With recurring incidents like those, cruise companies now are being forced to provide compensation and even rebuild the image of their brands. But despite all this, students are still readily embracing cruises with the usual excitement. With an entire industry already based on the ‘floating paradise’ concept, junior Hardik Modi said the limitless options for activities on cruises steer away any negativity. According to Modi, who has been on four cruises, his experiences have allowed him to see past the recent stigma of the industry because he said the accidents are rare.

“I know a lot of people who refrain[ed] from going on Carnival cruises for a little bit after that incident and [so] other companies gained more rep[utation from that],” Modi said. “And some people just don’t want to go on cruises because they’re just scared that it’s going to sink or whatever, but I mean it’s not that big of a deal and I don’t think it would really happen.”

Junior Tessa Stewart said the media also plays a part in hyping up the incidents and even compared the likelihood of a ship mishap to the chances of a plane crash.

“I’m not that concerned just [because] I feel like people who drive them are usually experienced,” Stewart said. “And [there’s] a one in a million chance that that’ll happen, so I think that sometimes people see one thing happen and they over analyze the situation.”

According to freshman Tanvi Jagtap, the overall thing to remember is that there is more positive feedback of cruises than negative.

“There are a lot of [workers on the boat], and they work really hard,” Jagtap said.“Each person does their part and they’re all really nice. So [with] each boat that does have an issue, I don’t think it’d be a continuing trend because they all do their best, and sometimes it happens. It seems like a big deal because it’s a big boat and…they’ve got a problem and it looks like this huge deal, but there are a lot of cruises that go around and nothing happens.”

With stories of stranded voyagers and tales of terrible inconveniences, however, students like Stewart are being more careful when it comes to picking a cruise line. Stewart, who is planning a senior trip to Australia with her grandmother, said she has had an experience with a cruise company that ended up getting stranded.

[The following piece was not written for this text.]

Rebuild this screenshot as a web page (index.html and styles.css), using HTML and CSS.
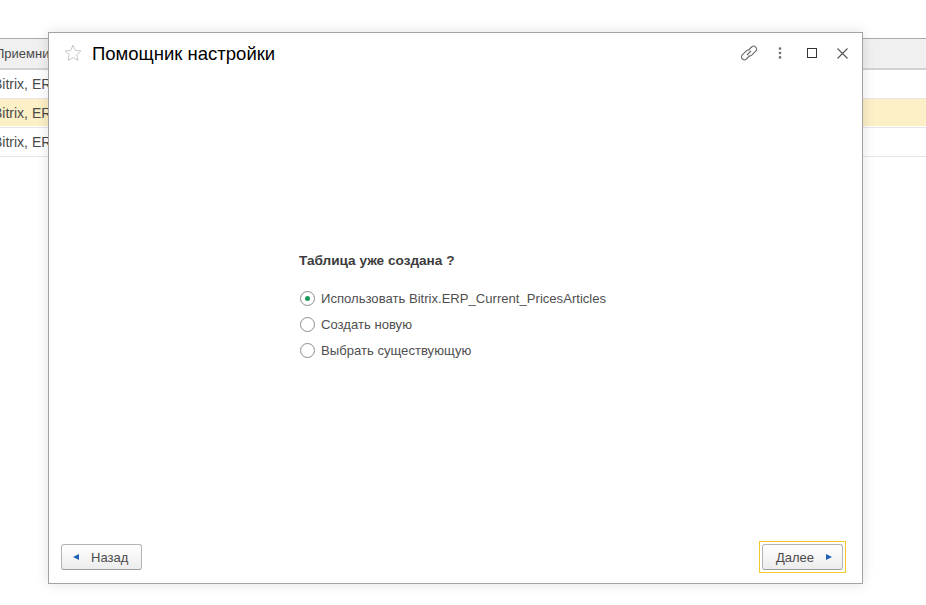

“[There was] one that got stuck in a sandbar [in Europe and they had to evacuate the whole ship]. We actually went on a cruise with that cruise line before,” Stewart said. “[So] my grandma’s just trying to avoid those kinds of companies and doing a little more research because before she never really checked up on it, but now she’s making sure to look into all those things.”

Jagtap also said she heard about a lot of the problems before going on her cruise to the Caribbean during winter break. Her family, however, wasn’t too concerned about a repeat.

“There was one incident that happened before we left then there was like a month or so of time for us to sort of forget about it,” Jagtap said. “And then we came back and we heard about some boat in Antarctica or somewhere was sinking and we were like, ‘Well, [good thing] that didn’t happen to us.’”

Whether the mishaps are strokes of bad fortune or a continuing trend, Jagtap said even with the recent negativity and revenue loss for cruises, the business won’t suffer.

“I don’t think a huge impact would happen on the cruise industry,” Jagtap said. “Cruises [are fun].”